Holzschlag: Well essentially what XHTML tries to do, it's now in its draft form and the W3C is discussing whether to bring it into a proposal format, and essentially what it does is reorganizes the current available languages under a new heading. And it basically says that HTML is now a part or subset of a broader spectrum of languages including things like SMIL, the language for multimedia and various other languages such as vector-based languages for vector graphic support in web browsers, and all these new cool things that are starting to happen language wise. So XHTML tries to organize this in a sensible way.
Sims: Is this another coding standard that people authoring web pages are going to have to learn?
Holzschlag: I think it's an expansion and a reorganization. It's sort of like when a company realizes that the infrastructure it has is no longer working as well as a different infrastructure could work, and they begin to reorganize by putting people in different offices and creating new titles of what a given person's role is. That's really what XHTML is, because in the last few years we've seen new languages come to light there has to be some way of organizing this in some sensible fashion. It's no longer the days of simple, basic, "Type in this code and this is what you see." Things have gotten much more complex than that, so there's got to be a re-organization in order to understand it and to make it make sense in people's minds.
Sims: Last question, can you give us one example of something in 4.0 that we don't need to know.
Holzschlag: That's a good question. It really depends on what you're trying to do with HTML. That really is the bottom line.

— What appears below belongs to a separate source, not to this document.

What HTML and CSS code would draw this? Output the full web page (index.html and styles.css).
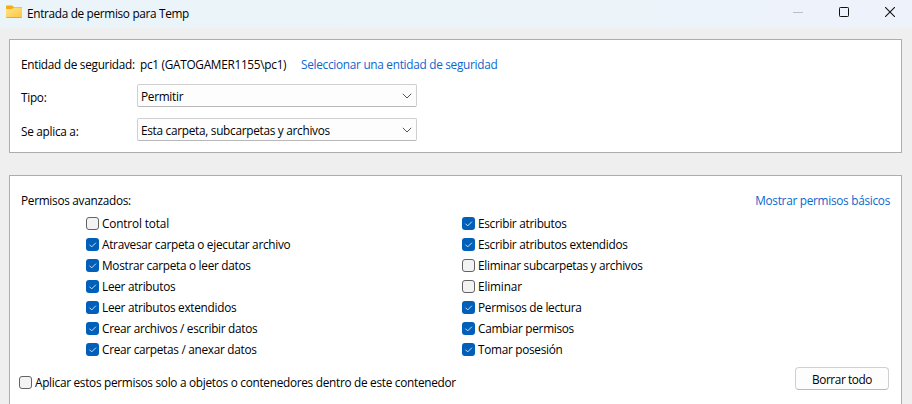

It's what you're trying to do with the language that will determine what you do and what you don't need to know.
Sims: Well it seems like the W3C at least wants us to be doing whatever we're doing, with something else, namely style sheets or XML.
Holzschlag: Right, and it's not practical. I would say that style sheets would have to be the answer in most cases. For example, if you're creating a consumer web site for the general public, you can certainly use transitional HTML and put font tags and style sheets in there, but the reality is that far too many people are still cruising around the Web with 2.0 browsers! How on earth can we say, "Let's use the latest and greatest technologies," and expect to reach the kinds of people that we really need to reach. I would say know your audience first and foremost.